STUDIES IN ENGLISH FOR TEACHERS: CREATIVE NONFICTION

For several decades now, Writing Projects have enriched composition instruction because of their simple yet sure driving premise, namely that teachers of writing should write themselves.  "Creative nonfiction" is a new word on the writing scene-the genre has a growing presence in MFA programs-but it has long existed as the "essay" in the field of composition and fits easily within the structure of the Writing Projects.  As teachers of English composition and literature, we are-or should be-writers of creative nonfiction. Creative nonfiction might productively describe some combination of the various genres that are now taught separately-the personal essay, the research paper, the analytical paper.  The form moves us past debates about "research writing" vs. "personal writing," creating a vibrant new form that encourages students to bring concrete life and abstract thought together.  Likewise, creative nonfiction has the potential to link our personal and professional lives because it encourages the kind of hybrids that can fuse the personal with the academic. It encourages us to work from and through significant composition issues:  How do we compose ourselves? others around us? How do we represent all these individual lives without losing sight of a larger world of people, ideas, places, and histories?  Essays that address such questions reflect "the humble prose of living" but also answer the demands of art. They build on one of the most intriguing promises of the essay form, "the possibility of realizing," as Thomas Recchio (1994) puts it, "the potential interanimation of life and language, of one's person and one's work" (224). 
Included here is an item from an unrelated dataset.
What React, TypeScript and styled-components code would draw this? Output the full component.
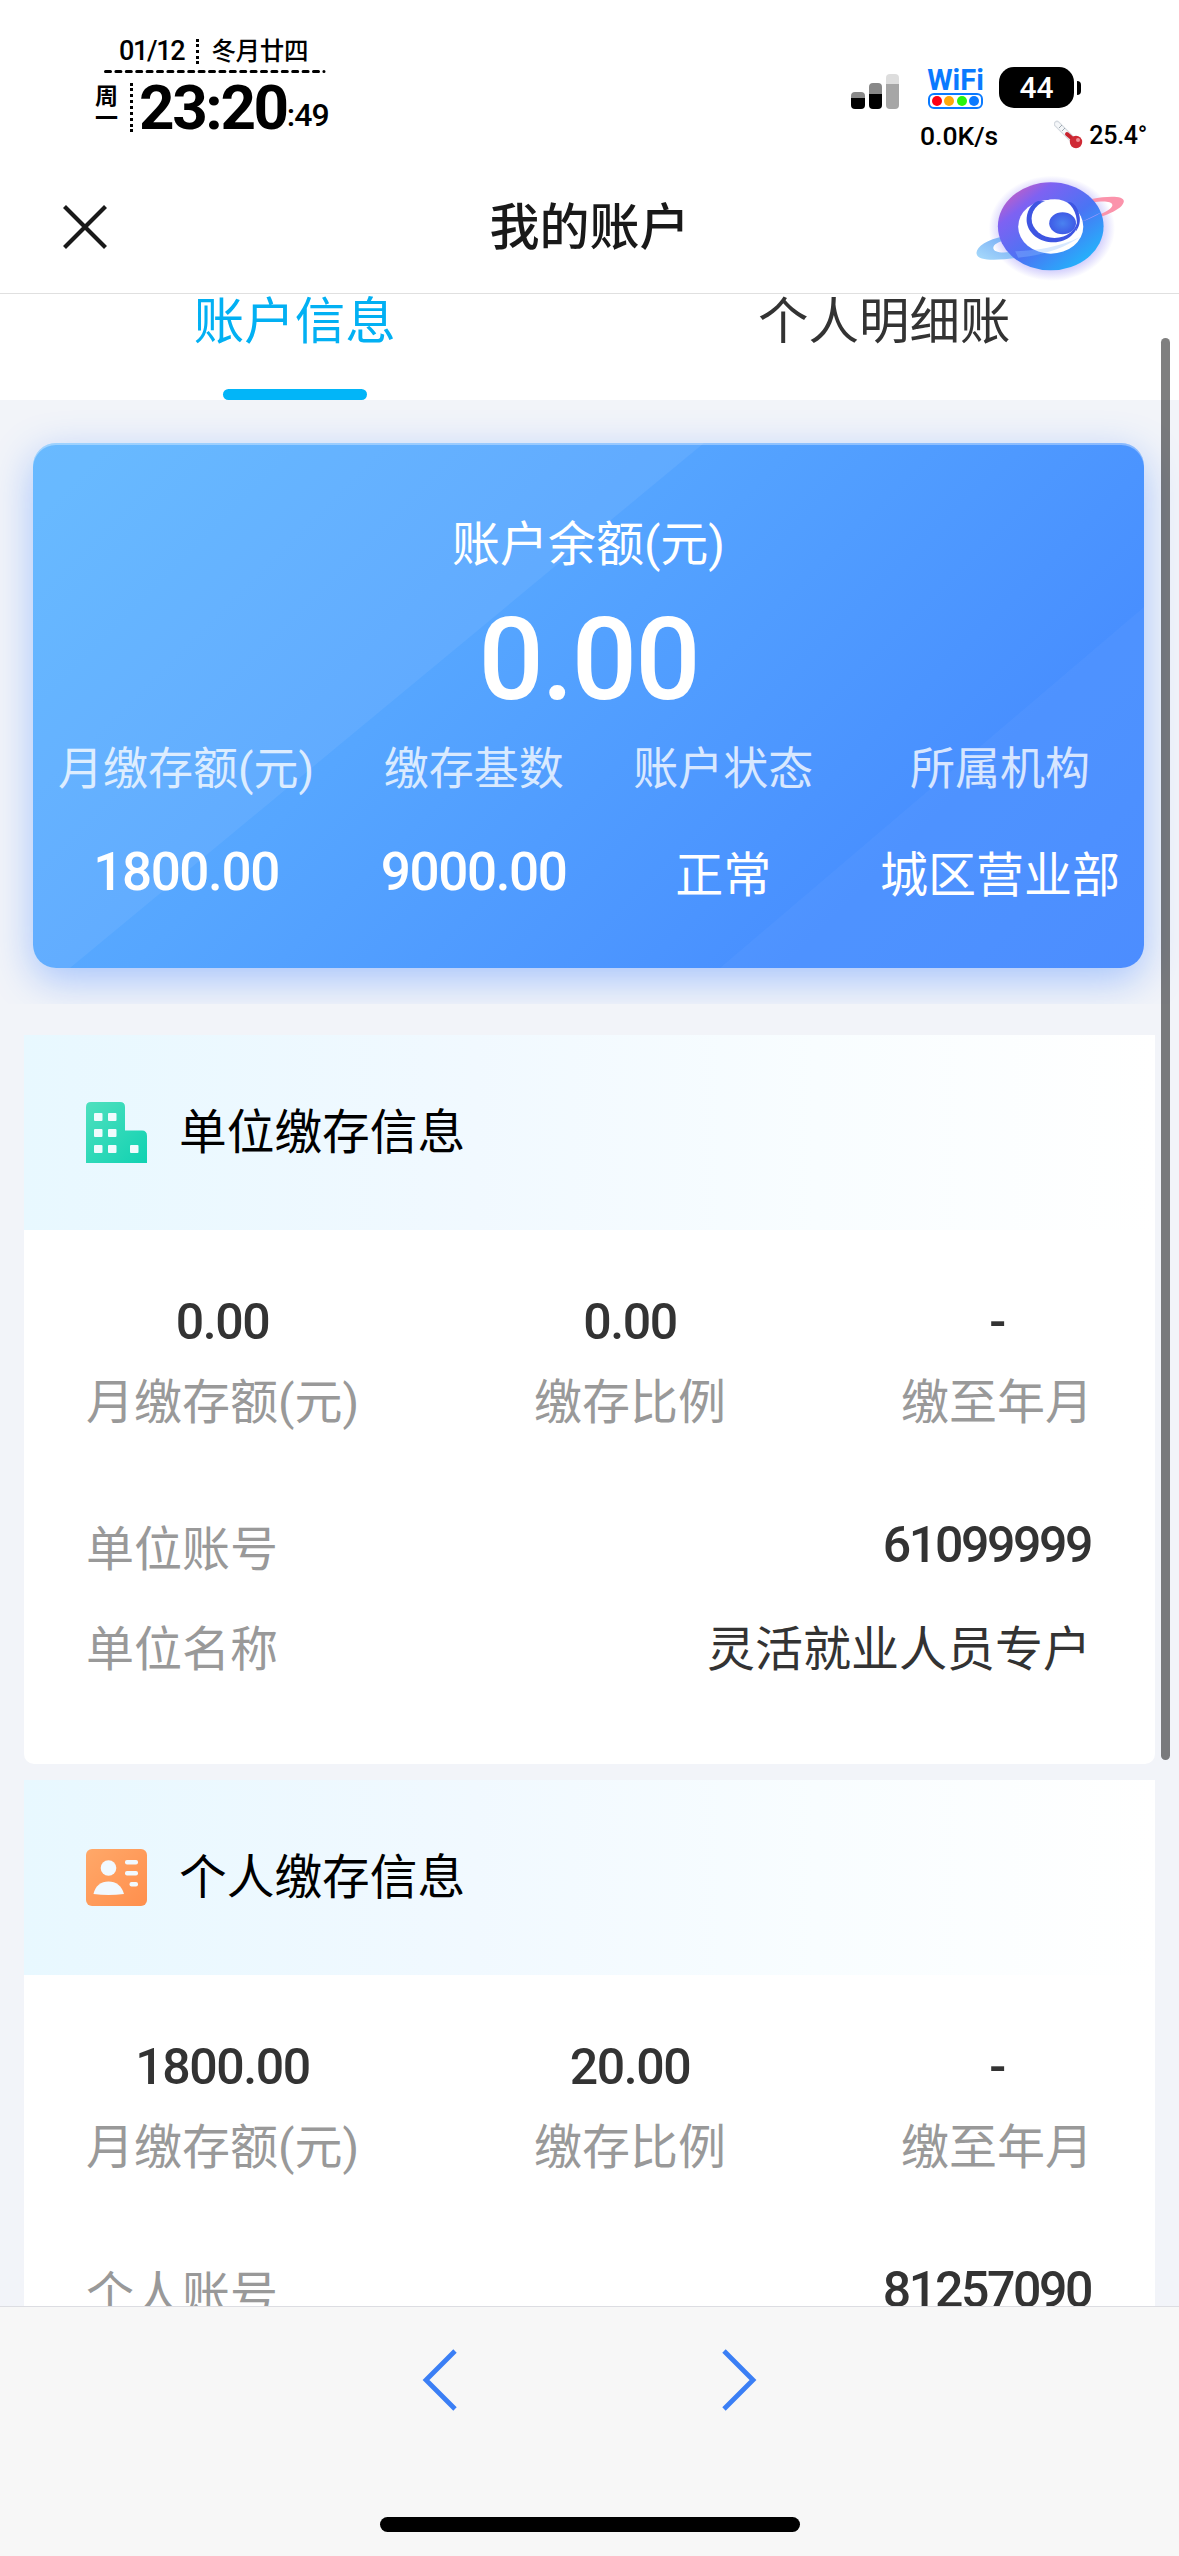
import React from 'react';
import styled, { createGlobalStyle } from 'styled-components';

const GlobalStyle = createGlobalStyle`
  *, *::before, *::after { box-sizing: border-box; }
  body { margin: 0; background: #f2f4f9; }
`;

const Page = styled.div`
  width: 1179px;
  height: 2556px;
  display: flex;
  flex-direction: column;
  overflow: hidden;
  background: #f2f4f9;
  color: #333;
  font-family: Roboto, 'Noto Sans CJK SC', sans-serif;
  white-space: nowrap;
`;

/* ---------- status bar ---------- */

const StatusBar = styled.div`
  flex: none;
  height: 160px;
  display: flex;
  justify-content: space-between;
  align-items: flex-start;
  padding: 37px 32px 0 95px;
  background: #fff;
  color: #000;
  font-weight: 500;
`;

const ClockBlock = styled.div`
  display: flex;
  flex-direction: column;
`;

const DateRow = styled.div`
  display: flex;
  align-items: center;
  gap: 12px;
  height: 28px;
  padding-left: 24px;
  font-size: 27px;
  letter-spacing: -1.3px;
`;

const Lunar = styled.span`
  font-size: 24.5px;
  line-height: 28px;
  letter-spacing: -0.3px;
  padding-top: 1px;
`;

const DottedRule = styled.i<{ $height: number }>`
  width: 0;
  height: ${(p) => p.$height}px;
  border-left: 3px dotted #000;
`;

const DashedRule = styled.svg`
  display: block;
  width: 222px;
  height: 3px;
  margin: 5px 0 0 9px;
`;

const TimeRow = styled.div`
  display: flex;
  align-items: center;
  margin-top: 9px;
  height: 50px;
`;

const Weekday = styled.div`
  width: 23px;
  margin: 2px 12px 0 0;
  font-size: 23px;
  line-height: 22px;
  font-weight: 700;
  white-space: normal;
`;

const Time = styled.span`
  margin-left: 6px;
  font-size: 62px;
  line-height: 50px;
  padding-top: 2px;
  font-weight: 700;
  letter-spacing: -2.4px;
`;

const Seconds = styled.span`
  align-self: flex-end;
  font-size: 32px;
  line-height: 34px;
  letter-spacing: -0.9px;
`;

const Indicators = styled.div`
  display: flex;
  flex-direction: column;
  width: 296px;
  padding-top: 30px;
`;

const IndicatorRow = styled.div`
  display: flex;
  align-items: flex-end;
  height: 42px;
`;

const SignalIcon = styled.svg`
  display: block;
  width: 49px;
  height: 35px;
  margin-right: 28px;
`;

const WifiBadge = styled.div`
  display: flex;
  flex-direction: column;
  align-items: center;
  width: 55px;
  color: #0a7aff;
  font-size: 29px;
  line-height: 26px;
  font-weight: 700;
`;

const WifiDots = styled.div`
  display: flex;
  align-items: center;
  justify-content: space-evenly;
  width: 55px;
  height: 16px;
  border: 2px solid #0a7aff;
  border-radius: 6px;
`;

const Dot = styled.i<{ $color: string }>`
  width: 10px;
  height: 10px;
  border-radius: 50%;
  background: ${(p) => p.$color};
`;

const Battery = styled.div`
  display: flex;
  align-items: center;
  justify-content: center;
  width: 75px;
  height: 41px;
  margin: 0 3px 1px 16px;
  border-radius: 15px;
  background: #000;
  color: #fff;
  font-size: 30px;
`;

const BatteryTip = styled.i`
  width: 4px;
  height: 14px;
  margin-bottom: 14px;
  border-radius: 0 4px 4px 0;
  background: #000;
`;

const ReadoutRow = styled.div`
  display: flex;
  align-items: center;
  justify-content: space-between;
  height: 30px;
  margin-top: 11px;
  padding-left: 69px;
  font-size: 26.5px;
`;

const Temperature = styled.span`
  display: flex;
  align-items: center;
  gap: 5px;
  font-size: 25px;
  letter-spacing: -0.3px;
`;

/* ---------- navigation bar ---------- */

const NavBar = styled.header`
  flex: none;
  display: grid;
  grid-template-columns: 300px 1fr 300px;
  align-items: center;
  height: 134px;
  border-bottom: 1px solid #e0e0e0;
  background: #fff;
`;

const CloseButton = styled.button`
  display: flex;
  width: 46px;
  height: 46px;
  margin: 0 0 0 62px;
  padding: 0;
  border: 0;
  background: none;
`;

const NavTitle = styled.h1`
  margin: 2px 0 0;
  text-align: center;
  color: #191919;
  font-size: 50px;
  line-height: 60px;
  font-weight: 500;
`;

const PlanetLogo = styled.svg`
  justify-self: end;
  width: 157px;
  height: 110px;
  margin: 2px 49px 0 0;
`;

/* ---------- scrolling content ---------- */

const Content = styled.main`
  flex: 1;
  min-height: 0;
  position: relative;
  overflow: hidden;
`;

const Tabs = styled.nav`
  display: grid;
  grid-template-columns: 1fr 1fr;
  height: 106px;
  background: #fff;
`;

const Tab = styled.div<{ $active?: boolean }>`
  display: flex;
  flex-direction: column;
  align-items: center;
  justify-content: space-between;
  color: ${(p) => (p.$active ? '#02b0f3' : '#333')};
  font-size: 50.5px;
  line-height: 55px;

  &::after {
    content: '';
    width: 144px;
    height: 11px;
    border-radius: 6px;
    background: ${(p) => (p.$active ? '#02b5f8' : 'transparent')};
  }
`;

const CardStage = styled.section`
  height: 604px;
  padding: 43px 35px 0 33px;
  overflow: hidden;
`;

const BalanceCard = styled.div`
  position: relative;
  display: flex;
  flex-direction: column;
  align-items: center;
  height: 525px;
  padding-top: 74px;
  border-radius: 23px;
  background: linear-gradient(135deg, #5fb6ff 0%, #56a6ff 38%, #488fff 78%, #4689ff 100%);
  box-shadow: 0 12px 40px rgba(60, 128, 255, 0.42), inset 0 2px 0 rgba(255, 255, 255, 0.35);
  color: #fff;

  &::before,
  &::after {
    content: '';
    position: absolute;
    inset: 0;
    border-radius: 23px;
    background: rgba(255, 255, 255, 0.065);
    clip-path: polygon(0 0, 671px 0, 37px 525px, 0 525px);
  }
  &::after {
    background: rgba(255, 255, 255, 0.035);
    clip-path: polygon(100% 164px, 100% 100%, 687px 100%);
  }
`;

const BalanceLabel = styled.div`
  font-size: 48px;
  line-height: 56px;
`;

const BalanceValue = styled.div`
  margin-top: 32px;
  font-size: 115px;
  line-height: 110px;
  font-weight: 500;
  letter-spacing: -2px;
`;

const Facts = styled.div`
  display: flex;
  justify-content: space-between;
  align-self: stretch;
  margin-top: 27px;
  padding: 0 24px 0 25px;
`;

const Fact = styled.div`
  display: flex;
  flex-direction: column;
  align-items: center;
`;

const FactLabel = styled.span`
  font-size: 45px;
  line-height: 56px;
  opacity: 0.78;
`;

const FactValue = styled.span<{ $numeric?: boolean }>`
  margin-top: ${(p) => (p.$numeric ? 44 : 48)}px;
  font-size: ${(p) => (p.$numeric ? 53 : 48)}px;
  line-height: 60px;
  font-weight: ${(p) => (p.$numeric ? 500 : 400)};
  letter-spacing: ${(p) => (p.$numeric ? -1.4 : 0)}px;
`;

const Section = styled.section`
  width: 1131px;
  height: 729px;
  margin: 31px 0 0 24px;
  border-radius: 0 0 10px 10px;
  overflow: hidden;
  background: #fff;

  & + & {
    margin-top: 16px;
  }
`;

const SectionHeader = styled.div`
  display: flex;
  align-items: center;
  gap: 32px;
  height: 195px;
  padding-left: 62px;
  background: linear-gradient(90deg, #e8f8ff 0%, #f1f9ff 40%, #f8fdff 70%, #fff 100%);
`;

const SectionIcon = styled.svg`
  width: 61px;
  height: 62px;
`;

const SectionTitle = styled.h2`
  margin: 0;
  color: #000;
  font-size: 47.7px;
  line-height: 60px;
  font-weight: 400;
`;

const Stats = styled.div`
  display: flex;
  justify-content: space-between;
  padding: 62px 62px 0;
`;

const Stat = styled.div`
  display: flex;
  flex-direction: column;
  align-items: center;
`;

const StatValue = styled.span`
  color: #333;
  font-size: 50px;
  line-height: 60px;
  font-weight: 500;
  letter-spacing: -1.4px;
`;

const Caption = styled.span`
  color: #999;
  font-size: 48px;
  line-height: 60px;
`;

const StatCaption = styled(Caption)`
  margin-top: 21px;
`;

const Details = styled.dl`
  margin: 87px 64px 0 62px;
`;

const DetailRow = styled.div`
  display: flex;
  justify-content: space-between;
  height: 100px;
`;

const DetailValue = styled.span<{ $numeric?: boolean }>`
  font-size: ${(p) => (p.$numeric ? 50 : 48)}px;
  line-height: ${(p) => (p.$numeric ? 50 : 60)}px;
  font-weight: ${(p) => (p.$numeric ? 500 : 400)};
  letter-spacing: ${(p) => (p.$numeric ? -2.4 : 0)}px;
`;

const ScrollThumb = styled.div`
  position: absolute;
  top: 44px;
  right: 9px;
  width: 9px;
  height: 1422px;
  border-radius: 5px;
  background: rgba(0, 0, 0, 0.5);
`;

/* ---------- browser toolbar ---------- */

const Toolbar = styled.footer`
  flex: none;
  display: flex;
  flex-direction: column;
  align-items: center;
  justify-content: space-between;
  height: 250px;
  padding: 42px 0 24px;
  border-top: 1px solid #dcdde2;
  background: #f7f7f7;
`;

const Arrows = styled.div`
  display: flex;
  gap: 262px;
`;

const Arrow = styled.svg`
  width: 38px;
  height: 62px;
`;

const HomeIndicator = styled.div`
  width: 420px;
  height: 15px;
  border-radius: 8px;
  background: #000;
`;

const Planet = () => (
  <PlanetLogo viewBox="1030 70 410 330" preserveAspectRatio="none">
    <defs>
      <linearGradient id="body" x1="0.1" y1="0.1" x2="0.85" y2="0.9">
        <stop offset="0" stopColor="#c35fc4" />
        <stop offset="0.2" stopColor="#7e62f2" />
        <stop offset="0.58" stopColor="#4a74f4" />
        <stop offset="1" stopColor="#23b4fb" />
      </linearGradient>
      <linearGradient id="ringLeft" x1="1" y1="0" x2="0" y2="1">
        <stop offset="0" stopColor="#6fa4f4" />
        <stop offset="1" stopColor="#a9dcfb" />
      </linearGradient>
      <radialGradient id="core">
        <stop offset="0" stopColor="#4a82f0" />
        <stop offset="1" stopColor="#3f5be6" />
      </radialGradient>
      <radialGradient id="glow">
        <stop offset="0.8" stopColor="#6a5cf5" stopOpacity="0.28" />
        <stop offset="1" stopColor="#6a5cf5" stopOpacity="0" />
      </radialGradient>
    </defs>
    <ellipse cx="1236" cy="236" rx="165" ry="158" fill="url(#glow)" />
    <path
      d="M1110 260 C1068 270 1040 290 1039 310 C1040 334 1085 334 1150 324 L1140 305 C1105 312 1083 308 1083 294 C1084 284 1096 278 1112 272 Z"
      fill="url(#ringLeft)"
    />
    <path
      d="M1340 148 C1385 138 1424 138 1424 155 C1422 180 1370 204 1310 217 C1360 198 1394 180 1394 166 C1392 154 1370 154 1342 158 Z"
      fill="#fb93ab"
    />
    <ellipse cx="1233" cy="230" rx="138" ry="132" fill="url(#body)" />
    <ellipse cx="1233" cy="231" rx="85" ry="81" fill="#fff" />
    <path
      d="M1200 154 C1180 162 1169 188 1170 214 C1173 252 1204 278 1240 278 C1278 277 1304 248 1307 210 C1308 186 1300 166 1286 158 Z"
      fill="#3e55e2"
    />
    <ellipse cx="1243" cy="207" rx="60" ry="58" fill="#fff" />
    <path d="M1276 156 C1312 172 1318 218 1298 246 C1306 214 1300 180 1276 156 Z" fill="#3e55e2" />
    <ellipse cx="1264" cy="221" rx="35" ry="33" fill="url(#core)" />
    <path d="M1140 305 C1200 302 1255 292 1310 262 C1262 300 1205 318 1148 324 Z" fill="#8fc0ff" opacity="0.35" />
    <path d="M1368 186 C1350 200 1330 210 1310 217 C1330 208 1350 196 1368 186 Z" fill="#b99cff" opacity="0.8" />
  </PlanetLogo>
);

const BuildingIcon = () => (
  <SectionIcon viewBox="0 0 61 62">
    <defs>
      <linearGradient id="green" x1="0" y1="0" x2="1" y2="1">
        <stop offset="0" stopColor="#4fe0be" />
        <stop offset="1" stopColor="#10d2b2" />
      </linearGradient>
    </defs>
    <path d="M0 61 V5 Q0 0 5 0 H34 Q39 0 39 5 V28.5 H56 Q61 28.5 61 34 V61 Z" fill="url(#green)" />
    {[
      [8, 11],
      [22, 11],
      [8, 27],
      [22, 27],
      [8, 43],
      [22, 43],
      [44, 43],
    ].map(([x, y]) => (
      <rect key={`${x}-${y}`} x={x} y={y} width="8.5" height="8" rx="1" fill="#f0fbfd" />
    ))}
  </SectionIcon>
);

const PersonIcon = () => (
  <SectionIcon viewBox="0 0 61 62">
    <defs>
      <linearGradient id="orange" x1="0" y1="0" x2="1" y2="1">
        <stop offset="0" stopColor="#ffa869" />
        <stop offset="1" stopColor="#ff8f4d" />
      </linearGradient>
    </defs>
    <rect y="2" width="61" height="57" rx="6" fill="url(#orange)" />
    <ellipse cx="22.5" cy="21" rx="7.8" ry="7.8" fill="#f1f9ff" />
    <path d="M7.5 47 C9 39 15 34.5 22.5 34.5 C30 34.5 36 39 38 47 Q30 48 22.5 48 T7.5 47 Z" fill="#f1f9ff" />
    <rect x="39" y="13" width="13" height="4.6" rx="2" fill="#f1f9ff" />
    <rect x="39" y="24" width="13" height="4.6" rx="2" fill="#f1f9ff" />
    <rect x="43.5" y="35" width="8.5" height="4.6" rx="2" fill="#f1f9ff" />
  </SectionIcon>
);

const Thermometer = () => (
  <svg width="30" height="30" viewBox="0 0 30 30">
    <path d="M3 4 L19 20" stroke="#d4d9df" strokeWidth="6.5" strokeLinecap="round" />
    <path d="M3 4 L19 20" stroke="#f5f7f9" strokeWidth="4" strokeLinecap="round" />
    <path d="M5 8 l3 -3 M8 11 l3 -3" stroke="#8a95a0" strokeWidth="0.8" />
    <path d="M13 14 L21 21" stroke="#c8232e" strokeWidth="4" strokeLinecap="round" />
    <circle cx="22" cy="22" r="6.2" fill="#cf2a35" />
    <circle cx="24" cy="20" r="2" fill="#f08f94" />
  </svg>
);

const facts = [
  { label: '月缴存额(元)', value: '1800.00', numeric: true },
  { label: '缴存基数', value: '9000.00', numeric: true },
  { label: '账户状态', value: '正常' },
  { label: '所属机构', value: '城区营业部' },
];

const sections = [
  {
    title: '单位缴存信息',
    Icon: BuildingIcon,
    stats: [
      ['0.00', '月缴存额(元)'],
      ['0.00', '缴存比例'],
      ['-', '缴至年月'],
    ],
    details: [
      { label: '单位账号', value: '61099999', numeric: true },
      { label: '单位名称', value: '灵活就业人员专户' },
    ],
  },
  {
    title: '个人缴存信息',
    Icon: PersonIcon,
    stats: [
      ['1800.00', '月缴存额(元)'],
      ['20.00', '缴存比例'],
      ['-', '缴至年月'],
    ],
    details: [{ label: '个人账号', value: '81257090', numeric: true }],
  },
];

export default function App() {
  return (
    <Page>
      <GlobalStyle />
      <StatusBar>
        <ClockBlock>
          <DateRow>
            <span>01/12</span>
            <DottedRule $height={25} />
            <Lunar>冬月廿四</Lunar>
          </DateRow>
          <DashedRule viewBox="0 0 222 3">
            <path d="M1.5 1.5 H220" stroke="#000" strokeWidth="3" strokeLinecap="round" strokeDasharray="5 5.4" />
          </DashedRule>
          <TimeRow>
            <Weekday>周一</Weekday>
            <DottedRule $height={49} />
            <Time>23:20</Time>
            <Seconds>:49</Seconds>
          </TimeRow>
        </ClockBlock>
        <Indicators>
          <IndicatorRow>
            <SignalIcon viewBox="0 0 49 35">
              <path d="M0 24 V22 Q0 18 4 18 H10 Q14 18 14 22 V24 Z" fill="#888" />
              <path d="M0 24 H14 V31 Q14 35 10 35 H4 Q0 35 0 31 Z" />
              <path d="M18 20 V13 Q18 9 22 9 H27 Q31 9 31 13 V20 Z" fill="#888" />
              <path d="M18 20 H31 V31 Q31 35 27 35 H22 Q18 35 18 31 Z" />
              <path d="M35 10 V4 Q35 0 39 0 H44 Q48 0 48 4 V10 Z" fill="#ddd" />
              <path d="M35 10 H48 V31 Q48 35 44 35 H39 Q35 35 35 31 Z" fill="#a6a6a6" />
            </SignalIcon>
            <WifiBadge>
              WiFi
              <WifiDots>
                <Dot $color="#ff0013" />
                <Dot $color="#ffa90a" />
                <Dot $color="#27f50c" />
                <Dot $color="#0a7aff" />
              </WifiDots>
            </WifiBadge>
            <Battery>44</Battery>
            <BatteryTip />
          </IndicatorRow>
          <ReadoutRow>
            <span>0.0K/s</span>
            <Temperature>
              <Thermometer />
              25.4°
            </Temperature>
          </ReadoutRow>
        </Indicators>
      </StatusBar>

      <NavBar>
        <CloseButton aria-label="关闭">
          <svg width="46" height="46" viewBox="0 0 46 46">
            <path d="M2.5 2.5 L43.5 43.5 M43.5 2.5 L2.5 43.5" stroke="#191919" strokeWidth="4.2" />
          </svg>
        </CloseButton>
        <NavTitle>我的账户</NavTitle>
        <Planet />
      </NavBar>

      <Content>
        <Tabs>
          <Tab $active>账户信息</Tab>
          <Tab>个人明细账</Tab>
        </Tabs>
        <CardStage>
          <BalanceCard>
            <BalanceLabel>账户余额(元)</BalanceLabel>
            <BalanceValue>0.00</BalanceValue>
            <Facts>
              {facts.map((f) => (
                <Fact key={f.label}>
                  <FactLabel>{f.label}</FactLabel>
                  <FactValue $numeric={f.numeric}>{f.value}</FactValue>
                </Fact>
              ))}
            </Facts>
          </BalanceCard>
        </CardStage>
        {sections.map(({ title, Icon, stats, details }) => (
          <Section key={title}>
            <SectionHeader>
              <Icon />
              <SectionTitle>{title}</SectionTitle>
            </SectionHeader>
            <Stats>
              {stats.map(([value, label]) => (
                <Stat key={label}>
                  <StatValue>{value}</StatValue>
                  <StatCaption>{label}</StatCaption>
                </Stat>
              ))}
            </Stats>
            <Details>
              {details.map((d) => (
                <DetailRow key={d.label}>
                  <Caption>{d.label}</Caption>
                  <DetailValue $numeric={d.numeric}>{d.value}</DetailValue>
                </DetailRow>
              ))}
            </Details>
          </Section>
        ))}
        <ScrollThumb />
      </Content>

      <Toolbar>
        <Arrows>
          <Arrow viewBox="0 0 38 62">
            <path d="M34 2 L5 31 L34 60" fill="none" stroke="#3b7ff5" strokeWidth="4.8" />
          </Arrow>
          <Arrow viewBox="0 0 38 62">
            <path d="M3 2 L32 31 L3 60" fill="none" stroke="#3b7ff5" strokeWidth="4.8" />
          </Arrow>
        </Arrows>
        <HomeIndicator />
      </Toolbar>
    </Page>
  );
}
This class asks students to review the recent history of creative nonfiction, with attention to issues as they've unfolded in the subfields of creative writing, journalism, and composition.  Those seeking undergraduate credit should expect to read and write creative nonfiction.  Those seeking graduate credit should expect additional work in the form of leading one writing workshop and writing one hybrid critical/creative piece.